NiaAutoARM: Automated generation and evaluation of Association Rule Mining pipelines
Uroš Mlakar, Iztok Fister, Iztok Fister
TL;DR
This work introduces NiaAutoARM, an AutoML method that automatically constructs full Numerical Association Rule Mining pipelines by framing ARM pipeline design as a continuous optimization problem controlled by an outer population-based meta-heuristic that selects the inner NI algorithm, its hyper-parameters, preprocessing steps, metrics, and metric weights. The pipeline is encoded as a real-valued vector and decoded via a Gamma mapping, with a surrogate outer fitness combining ARM rule quality metrics and a weighted inner objective based on a linear combination of metrics. The approach is evaluated on ten UC Irvine datasets using two outer optimizers (PSO and DE), comparing against the VARDE state-of-the-art; results show robust performance, with weight adaptation and multiple preprocessing steps providing gains in some cases and generally outperforming VARDE on several datasets.
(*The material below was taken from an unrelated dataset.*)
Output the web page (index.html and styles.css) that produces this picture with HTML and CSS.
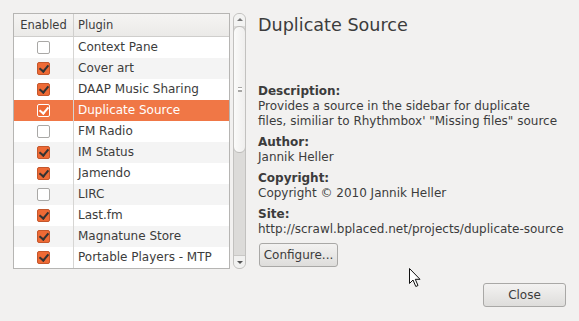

The findings suggest that automatic ARM pipeline construction can reduce expert burden while delivering competitive ARM pipelines, albeit with substantial computational costs, and point to future extensions including more NI algorithms, richer preprocessing, parallelization, and multi-objective optimization for trade-off analysis.
Abstract
The Numerical Association Rule Mining paradigm that includes concurrent dealing with numerical and categorical attributes is beneficial for discovering associations from datasets consisting of both features. The process is not considered as easy since it incorporates several processing steps running sequentially that form an entire pipeline, e.g., preprocessing, algorithm selection, hyper-parameter optimization, and the definition of metrics evaluating the quality of the association rule. In this paper, we proposed a novel Automated Machine Learning method, NiaAutoARM, for constructing the full association rule mining pipelines based on stochastic population-based meta-heuristics automatically. Along with the theoretical representation of the proposed method, we also present a comprehensive experimental evaluation of the proposed method.